**Task to carry out**
Drop the images; return everything else in the listing below exactly.

**Information supplied**
········
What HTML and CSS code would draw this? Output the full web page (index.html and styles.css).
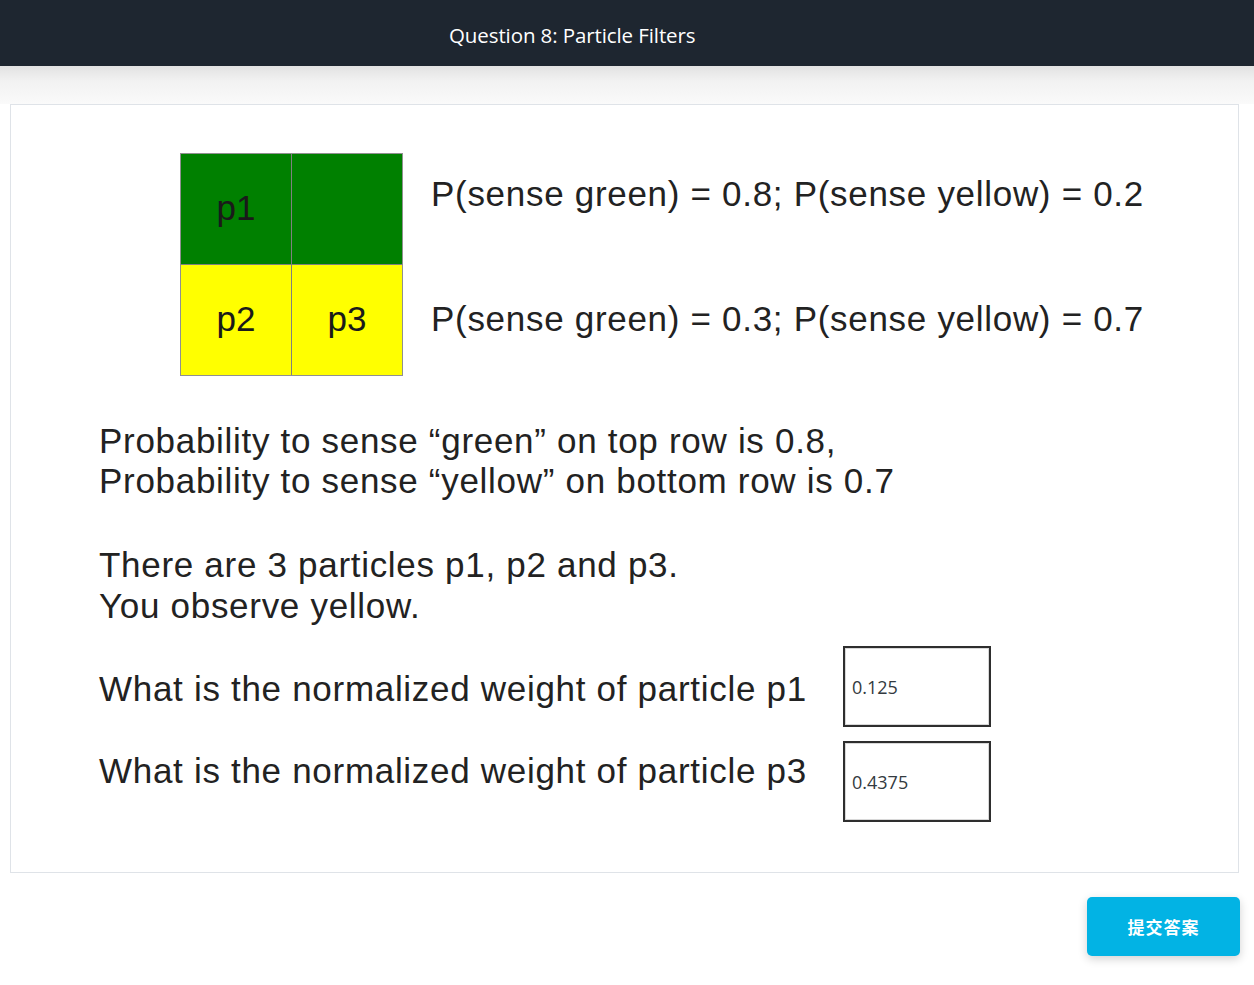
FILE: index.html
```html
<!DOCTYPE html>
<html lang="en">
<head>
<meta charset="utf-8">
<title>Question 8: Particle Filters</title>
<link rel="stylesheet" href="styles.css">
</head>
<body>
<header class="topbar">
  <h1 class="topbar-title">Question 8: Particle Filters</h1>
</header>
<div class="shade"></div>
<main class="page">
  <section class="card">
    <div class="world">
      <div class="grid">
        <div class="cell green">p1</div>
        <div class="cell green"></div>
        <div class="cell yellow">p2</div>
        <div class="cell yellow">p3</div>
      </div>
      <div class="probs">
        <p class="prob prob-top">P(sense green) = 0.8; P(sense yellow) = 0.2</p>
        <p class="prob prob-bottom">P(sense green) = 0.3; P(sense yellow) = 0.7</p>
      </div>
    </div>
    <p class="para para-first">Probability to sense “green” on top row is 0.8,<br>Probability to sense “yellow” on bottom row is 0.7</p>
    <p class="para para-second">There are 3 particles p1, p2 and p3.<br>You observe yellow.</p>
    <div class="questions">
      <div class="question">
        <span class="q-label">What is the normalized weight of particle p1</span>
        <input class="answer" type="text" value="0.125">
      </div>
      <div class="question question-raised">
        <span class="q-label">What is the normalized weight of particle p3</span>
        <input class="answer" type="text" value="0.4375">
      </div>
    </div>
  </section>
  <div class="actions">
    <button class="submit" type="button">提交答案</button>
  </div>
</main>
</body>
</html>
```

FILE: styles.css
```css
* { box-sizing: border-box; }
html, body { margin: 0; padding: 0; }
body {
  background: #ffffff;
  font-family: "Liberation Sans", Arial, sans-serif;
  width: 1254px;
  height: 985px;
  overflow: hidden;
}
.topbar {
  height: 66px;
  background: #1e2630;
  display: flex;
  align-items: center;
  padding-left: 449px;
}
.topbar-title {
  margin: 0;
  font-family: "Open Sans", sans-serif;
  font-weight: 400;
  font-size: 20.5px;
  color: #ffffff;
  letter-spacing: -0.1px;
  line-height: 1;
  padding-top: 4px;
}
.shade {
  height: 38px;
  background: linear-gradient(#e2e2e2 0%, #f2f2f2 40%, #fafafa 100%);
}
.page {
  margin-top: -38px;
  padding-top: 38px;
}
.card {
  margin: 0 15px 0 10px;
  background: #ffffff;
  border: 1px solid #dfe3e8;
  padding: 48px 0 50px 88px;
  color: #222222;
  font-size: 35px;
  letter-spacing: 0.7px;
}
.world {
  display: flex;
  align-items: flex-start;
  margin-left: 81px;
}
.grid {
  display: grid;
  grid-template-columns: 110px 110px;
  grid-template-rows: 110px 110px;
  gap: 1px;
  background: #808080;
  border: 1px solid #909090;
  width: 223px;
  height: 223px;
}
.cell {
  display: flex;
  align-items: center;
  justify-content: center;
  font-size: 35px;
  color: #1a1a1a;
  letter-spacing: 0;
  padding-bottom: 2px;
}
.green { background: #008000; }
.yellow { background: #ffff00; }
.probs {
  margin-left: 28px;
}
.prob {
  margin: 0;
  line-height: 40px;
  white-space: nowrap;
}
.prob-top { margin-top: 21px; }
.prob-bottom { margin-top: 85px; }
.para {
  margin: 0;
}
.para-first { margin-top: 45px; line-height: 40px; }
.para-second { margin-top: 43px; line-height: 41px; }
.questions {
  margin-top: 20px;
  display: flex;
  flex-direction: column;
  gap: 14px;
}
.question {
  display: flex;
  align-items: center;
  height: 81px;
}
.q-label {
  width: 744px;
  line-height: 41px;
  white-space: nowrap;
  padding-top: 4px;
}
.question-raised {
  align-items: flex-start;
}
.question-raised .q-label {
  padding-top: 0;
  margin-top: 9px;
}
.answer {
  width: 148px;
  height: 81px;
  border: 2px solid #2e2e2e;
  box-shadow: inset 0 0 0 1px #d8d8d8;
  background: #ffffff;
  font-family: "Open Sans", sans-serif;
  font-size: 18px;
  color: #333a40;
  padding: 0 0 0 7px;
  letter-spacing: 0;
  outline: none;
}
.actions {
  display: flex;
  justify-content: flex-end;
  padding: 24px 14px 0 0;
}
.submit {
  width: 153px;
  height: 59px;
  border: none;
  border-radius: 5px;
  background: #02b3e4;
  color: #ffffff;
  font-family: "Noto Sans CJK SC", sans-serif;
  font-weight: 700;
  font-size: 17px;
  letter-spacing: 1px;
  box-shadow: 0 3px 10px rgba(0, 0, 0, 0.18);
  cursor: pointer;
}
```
········
**Task solution**
What HTML and CSS code would draw this? Output the full web page (index.html and styles.css).
FILE: index.html
```html
<!DOCTYPE html>
<html lang="en">
<head>
<meta charset="utf-8">
<title>Question 8: Particle Filters</title>
<link rel="stylesheet" href="styles.css">
</head>
<body>
<header class="topbar">
  <h1 class="topbar-title">Question 8: Particle Filters</h1>
</header>
<div class="shade"></div>
<main class="page">
  <section class="card">
    <div class="world">
      <div class="grid">
        <div class="cell green">p1</div>
        <div class="cell green"></div>
        <div class="cell yellow">p2</div>
        <div class="cell yellow">p3</div>
      </div>
      <div class="probs">
        <p class="prob prob-top">P(sense green) = 0.8; P(sense yellow) = 0.2</p>
        <p class="prob prob-bottom">P(sense green) = 0.3; P(sense yellow) = 0.7</p>
      </div>
    </div>
    <p class="para para-first">Probability to sense “green” on top row is 0.8,<br>Probability to sense “yellow” on bottom row is 0.7</p>
    <p class="para para-second">There are 3 particles p1, p2 and p3.<br>You observe yellow.</p>
    <div class="questions">
      <div class="question">
        <span class="q-label">What is the normalized weight of particle p1</span>
        <input class="answer" type="text" value="0.125">
      </div>
      <div class="question question-raised">
        <span class="q-label">What is the normalized weight of particle p3</span>
        <input class="answer" type="text" value="0.4375">
      </div>
    </div>
  </section>
  <div class="actions">
    <button class="submit" type="button">提交答案</button>
  </div>
</main>
</body>
</html>
```

FILE: styles.css
```css
* { box-sizing: border-box; }
html, body { margin: 0; padding: 0; }
body {
  background: #ffffff;
  font-family: "Liberation Sans", Arial, sans-serif;
  width: 1254px;
  height: 985px;
  overflow: hidden;
}
.topbar {
  height: 66px;
  background: #1e2630;
  display: flex;
  align-items: center;
  padding-left: 449px;
}
.topbar-title {
  margin: 0;
  font-family: "Open Sans", sans-serif;
  font-weight: 400;
  font-size: 20.5px;
  color: #ffffff;
  letter-spacing: -0.1px;
  line-height: 1;
  padding-top: 4px;
}
.shade {
  height: 38px;
  background: linear-gradient(#e2e2e2 0%, #f2f2f2 40%, #fafafa 100%);
}
.page {
  margin-top: -38px;
  padding-top: 38px;
}
.card {
  margin: 0 15px 0 10px;
  background: #ffffff;
  border: 1px solid #dfe3e8;
  padding: 48px 0 50px 88px;
  color: #222222;
  font-size: 35px;
  letter-spacing: 0.7px;
}
.world {
  display: flex;
  align-items: flex-start;
  margin-left: 81px;
}
.grid {
  display: grid;
  grid-template-columns: 110px 110px;
  grid-template-rows: 110px 110px;
  gap: 1px;
  background: #808080;
  border: 1px solid #909090;
  width: 223px;
  height: 223px;
}
.cell {
  display: flex;
  align-items: center;
  justify-content: center;
  font-size: 35px;
  color: #1a1a1a;
  letter-spacing: 0;
  padding-bottom: 2px;
}
.green { background: #008000; }
.yellow { background: #ffff00; }
.probs {
  margin-left: 28px;
}
.prob {
  margin: 0;
  line-height: 40px;
  white-space: nowrap;
}
.prob-top { margin-top: 21px; }
.prob-bottom { margin-top: 85px; }
.para {
  margin: 0;
}
.para-first { margin-top: 45px; line-height: 40px; }
.para-second { margin-top: 43px; line-height: 41px; }
.questions {
  margin-top: 20px;
  display: flex;
  flex-direction: column;
  gap: 14px;
}
.question {
  display: flex;
  align-items: center;
  height: 81px;
}
.q-label {
  width: 744px;
  line-height: 41px;
  white-space: nowrap;
  padding-top: 4px;
}
.question-raised {
  align-items: flex-start;
}
.question-raised .q-label {
  padding-top: 0;
  margin-top: 9px;
}
.answer {
  width: 148px;
  height: 81px;
  border: 2px solid #2e2e2e;
  box-shadow: inset 0 0 0 1px #d8d8d8;
  background: #ffffff;
  font-family: "Open Sans", sans-serif;
  font-size: 18px;
  color: #333a40;
  padding: 0 0 0 7px;
  letter-spacing: 0;
  outline: none;
}
.actions {
  display: flex;
  justify-content: flex-end;
  padding: 24px 14px 0 0;
}
.submit {
  width: 153px;
  height: 59px;
  border: none;
  border-radius: 5px;
  background: #02b3e4;
  color: #ffffff;
  font-family: "Noto Sans CJK SC", sans-serif;
  font-weight: 700;
  font-size: 17px;
  letter-spacing: 1px;
  box-shadow: 0 3px 10px rgba(0, 0, 0, 0.18);
  cursor: pointer;
}
```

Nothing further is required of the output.